At more than $70 billion a year, the mortgage interest deduction is the most costly of our upside-down housing investments. It provides tax benefits for some people who pay interest on their mortgages. The mortgage interest deduction gives people an incentive to take on more debt to purchase more expensive homes, second homes and boats.

About half of homeowners with a mortgage do not benefit from the mortgage interest deduction at all because they take the standard deduction when they file their taxes. Those who do claim the deduction are primarily upper-income households. About 80 percent of the tax benefit is enjoyed by households in the top 20 percent of national income, those earning more than $100,000 a year or so. These households are most likely to buy a home and succeed at homeownership without government assistance.

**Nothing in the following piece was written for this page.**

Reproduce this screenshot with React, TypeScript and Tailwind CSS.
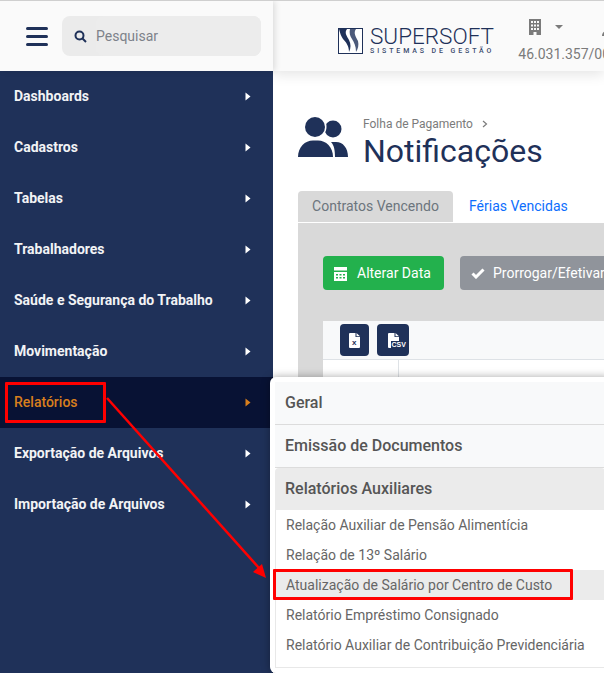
const menu = [
  "Dashboards",
  "Cadastros",
  "Tabelas",
  "Trabalhadores",
  "Saúde e Segurança do Trabalho",
  "Movimentação",
  "Relatórios",
  "Exportação de Arquivos",
  "Importação de Arquivos",
]

const groups = ["Geral", "Emissão de Documentos"]

const reports = [
  "Relação Auxiliar de Pensão Alimentícia",
  "Relação de 13º Salário",
  "Atualização de Salário por Centro de Custo",
  "Relatório Empréstimo Consignado",
  "Relatório Auxiliar de Contribuição Previdenciária",
]

function Caret({ color }: { color: string }) {
  return (
    <svg width="6" height="9" viewBox="0 0 6 9" className={color}>
      <path d="M0.5 0.5 L5.5 4.5 L0.5 8.5 Z" fill="currentColor" />
    </svg>
  )
}

function Logo() {
  return (
    <svg width="25" height="26" viewBox="0 0 25 26">
      <rect x="0.5" y="0.5" width="24" height="25" fill="#fff" stroke="#1f3159" />
      <path d="M1 1 H9 C6 5 9 8 11 12 C13 16 13 20 11 24 C11 18 8 14 5 11 C3 8 2 5 1 1 Z" fill="#1f3159" />
      <path d="M12 1 H18 C15 5 18 9 20 13 C21 17 20 21 18 24 C18 18 16 14 14 11 C12 8 11 5 12 1 Z" fill="#1f3159" opacity="0.8" />
    </svg>
  )
}

function UsersIcon() {
  return (
    <svg width="50" height="40" viewBox="0 0 50 40" className="shrink-0 text-[#1f3159]">
      <circle cx="35" cy="12" r="8.500" fill="currentColor" />
      <path d="M33 25 H38 C45 25 50 31 50 40 H37 C37 33 36 28 33 25 Z" fill="currentColor" />
      <circle cx="17" cy="10" r="10" fill="currentColor" stroke="#fff" strokeWidth="3" paintOrder="stroke" />
      <path d="M0 40 C0 30 7 23.500 15 23.500 H20 C28 23.500 35 30 35 40 Z" fill="currentColor" />
    </svg>
  )
}

function CalendarIcon() {
  return (
    <svg width="13" height="14" viewBox="0 0 13 14" fill="#fff">
      <path d="M0 0 H13 V3.500 H0 Z" />
      <path fillRule="evenodd" d="M0 5 H13 V14 H0 Z M2 7 V8.500 H4 V7 Z M5.500 7 V8.500 H7.500 V7 Z M9 7 V8.500 H11 V7 Z M2 10 V11.500 H4 V10 Z M5.500 10 V11.500 H7.500 V10 Z M9 10 V11.500 H11 V10 Z" />
    </svg>
  )
}

function FileBadge({ label, wide }: { label: string; wide?: boolean }) {
  return (
    <div className={`flex h-[32px] items-center justify-center rounded bg-[#1f3159] ${wide ? "w-[32px]" : "w-[29px]"}`}>
      <div className="relative h-[15px] w-[11px]">
        <svg width="11" height="15" viewBox="0 0 11 15" className="absolute inset-0">
          <path d="M0 1 Q0 0 1 0 H6.500 V4 H11 V14 Q11 15 10 15 H1 Q0 15 0 14 Z M7.500 0 L11 3.300 H7.500 Z" fill="#fff" />
        </svg>
        <span className={`absolute font-['Liberation_Sans',sans-serif] font-bold leading-none ${wide ? "top-[8px] left-[3px] bg-[#1f3159] px-px text-[7px] text-white" : "top-[6px] left-[3px] text-[8px] text-[#1f3159]"}`}>
          {label}
        </span>
      </div>
    </div>
  )
}

function Sidebar() {
  return (
    <aside className="relative z-10 flex w-[273px] shrink-0 flex-col bg-[#1f3159]">
      <div className="flex h-[70px] items-center bg-[#fafafa] pr-[12px] pl-[26px] shadow-[2px_0_6px_rgba(0,0,0,0.12)]">
        <div className="flex w-[22px] flex-col gap-[5px]">
          <div className="h-[3px] rounded-full bg-[#1f3159]" />
          <div className="h-[3px] rounded-full bg-[#1f3159]" />
          <div className="h-[3px] rounded-full bg-[#1f3159]" />
        </div>
        <div className="ml-[14px] flex h-[40px] flex-1 items-center rounded-lg bg-[#ebebeb] pl-[12px]">
          <svg width="13" height="13" viewBox="0 0 13 13" fill="none" stroke="#1f3159" strokeWidth="2">
            <circle cx="5.500" cy="5.500" r="4" />
            <path d="M8.500 8.500 L12 12" />
          </svg>
          <div className="ml-[9px] flex h-full flex-1 items-center rounded-lg bg-[#ececec] text-[14px] text-[#7d828a]">Pesquisar</div>
        </div>
      </div>
      {menu.map((item) => {
        const active = item === "Relatórios"
        return (
          <div
            key={item}
            className={`flex h-[51px] items-center justify-between pr-[22px] pl-[14px] text-[14px] ${active ? "bg-[#081234] font-medium text-[#d97f1d]" : "font-bold text-[#f2f3f5]"}`}
          >
            <span>{item}</span>
            <Caret color={active ? "text-[#d97f1d]" : "text-white"} />
          </div>
        )
      })}
    </aside>
  )
}

function TopBar() {
  return (
    <header className="flex h-[70px] shrink-0 items-start overflow-x-clip bg-[#fafafa] pl-[65px] shadow-[0_4px_12px_rgba(0,0,0,0.1)]">
      <div className="mt-[25px] flex items-center gap-[7px]">
        <Logo />
        <div className="flex flex-col">
          <span className="text-[22.500px] leading-[20px] font-light text-[#1f3159]">SUPERSOFT</span>
          <span className="mt-[1px] text-[7px] leading-[8px] font-medium tracking-[2.900px] whitespace-nowrap text-[#3b4b6e]">SISTEMAS DE GESTÃO</span>
        </div>
      </div>
      <div className="ml-[24px] flex w-[84px] shrink-0 flex-col whitespace-nowrap">
        <div className="mt-[18px] flex items-start pl-[11px]">
          <svg width="12" height="16" viewBox="0 0 12 16" fill="#7b7b7b">
            <path fillRule="evenodd" d="M0 0 H12 V16 H7.500 V13 H4.500 V16 H0 Z M2 2 V4 H4 V2 Z M5 2 V4 H7 V2 Z M8 2 V4 H10 V2 Z M2 5.500 V7.500 H4 V5.500 Z M5 5.500 V7.500 H7 V5.500 Z M8 5.500 V7.500 H10 V5.500 Z M2 9 V11 H4 V9 Z M5 9 V11 H7 V9 Z M8 9 V11 H10 V9 Z" />
          </svg>
          <svg width="8" height="4" viewBox="0 0 8 4" className="mt-[6px] ml-[14px]" fill="#7b7b7b">
            <path d="M0 0 H8 L4 4 Z" />
          </svg>
        </div>
        <span className="mt-[10px] text-[14px] leading-[18px] text-[#7b7b7b]">46.031.357/0001-00</span>
      </div>
      <svg width="8" height="8" viewBox="0 0 8 8" className="mt-[27px] shrink-0" fill="#7b7b7b">
        <path d="M0 8 C0 5 2 3 4 3 C6 3 8 5 8 8 Z" />
      </svg>
    </header>
  )
}

function Content() {
  return (
    <main className="flex min-w-0 flex-1 flex-col pt-[46px] pl-[25px]">
      <div className="flex items-start gap-[15px]">
        <UsersIcon />
        <div className="mt-[-1px] flex flex-col">
          <div className="flex items-center gap-[9px] text-[12px] leading-[16px] text-[#7b7b7b]">
            <span>Folha de Pagamento</span>
            <svg width="6" height="8" viewBox="0 0 6 8" fill="none" stroke="#7b7b7b" strokeWidth="1.200">
              <path d="M1 1 L4.500 4 L1 7" />
            </svg>
          </div>
          <h1 className="text-[32px] leading-[38px] text-[#1f3159]">Notificações</h1>
        </div>
      </div>
      <div className="mt-[21px] flex h-[31px] items-stretch text-[14px]">
        <div className="flex w-[155px] items-center justify-center rounded-t bg-[#d9d9d9] text-[#6c757d]">Contratos Vencendo</div>
        <div className="flex items-center pl-[16px] text-[#0d6efd]">Férias Vencidas</div>
      </div>
      <div className="mt-[1px] flex-1 bg-[#d9d9d9] pt-[33px] pl-[25px]">
        <div className="flex gap-[16px] whitespace-nowrap text-[14px]">
          <div className="flex h-[34px] w-[121px] shrink-0 items-center gap-[10px] rounded bg-[#23b14d] pt-[1px] pl-[11px] text-white">
            <CalendarIcon />
            Alterar Data
          </div>
          <div className="flex h-[34px] w-[200px] shrink-0 items-center gap-[8px] rounded bg-[#90949b] pt-[1px] pl-[11px] text-white">
            <svg width="14" height="11" viewBox="0 0 14 11" fill="none" stroke="#fff" strokeWidth="3">
              <path d="M1.500 5.500 L5 9 L12.500 1.500" />
            </svg>
            Prorrogar/Efetivar
          </div>
        </div>
        <div className="mt-[31px] bg-white">
          <div className="flex h-[39px] items-center gap-[8px] border-b border-[#dee2e6] bg-[#f8f9fa] pl-[17px]">
            <FileBadge label="x" />
            <FileBadge label="CSV" wide />
          </div>
          <div className="ml-[75px] h-[40px] border-l border-[#dee2e6]" />
        </div>
      </div>
    </main>
  )
}

function ReportsPopup() {
  return (
    <div className="absolute top-[376px] left-[270px] z-20 h-[296px] w-[340px] rounded-l-md bg-white p-[5px] shadow-[0_0_8px_rgba(0,0,0,0.35)]">
      {groups.map((g) => (
        <div key={g} className="flex h-[43px] items-center border-b border-[#dcdcdc] bg-[#f8f9fa] pl-[10px] text-[16px] font-medium text-[#555]">
          {g}
        </div>
      ))}
      <div className="flex h-[42px] items-center rounded-t bg-[#ebebeb] pl-[10px] text-[16px] font-medium text-[#555]">
        Relatórios Auxiliares
      </div>
      <div className="h-[158px] border-x border-b border-[#e8e8e8] bg-white">
        {reports.map((r) => (
          <div
            key={r}
            className={`flex h-[30px] items-center pl-[10px] text-[14px] text-[#666] ${r.startsWith("Atualização") ? "bg-[#ebebeb]" : ""}`}
          >
            {r}
          </div>
        ))}
      </div>
    </div>
  )
}

export default function App() {
  return (
    <div className="relative flex h-[673px] w-[604px] overflow-hidden border-t border-[#cfcfcf] bg-white font-['Roboto',sans-serif]">
      <Sidebar />
      <div className="flex min-w-0 flex-1 flex-col">
        <TopBar />
        <Content />
      </div>
      <ReportsPopup />
      {/* marcações vermelhas do tutorial */}
      <div className="absolute top-[381px] left-[5px] z-30 h-[41px] w-[101px] rounded-[1px] border-[3px] border-[#f00]" />
      <div className="absolute top-[568px] left-[273px] z-30 h-[31px] w-[300px] rounded-[1px] border-[3px] border-[#f00]" />
      <svg width="604" height="673" className="pointer-events-none absolute top-0 left-0 z-30">
        <path d="M107 397 L259 567" stroke="#f00" strokeWidth="2.500" />
        <path d="M266 577 L253 571 L262 563 Z" fill="#f00" />
      </svg>
    </div>
  )
}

Not only is a flat-rate tax credit fairer, it would provide a housing benefit to 16 million more — more — current homeowners, putting more kids in safe and stable homes. Future home buyers would have a much better sense of the tax benefits of homeownership. Economists say a tax credit would raise the homeownership rate by between 1 and 3 percentage points.

When we put resources toward it, we can make progress against homelessness. In the past five years, the number of homeless veterans in Hennepin and Ramsey counties dropped by half. Nationwide, the number has dropped by one-third, with more than 340,000 veterans receiving assistance. Minnesota lowered the number of homeless veterans to 350. Nationwide, there are still nearly 50,000 veterans who are homeless on any given night.

But one of the best ways to defeat homelessness is to change how we invest in housing for Americans. By passing the Common Sense Housing Investment Act of 2013, we can retain a benefit for homeownership, expand investments for working families who struggle to afford rent and make Melander’s work at Lucy Craft Laney School more successful.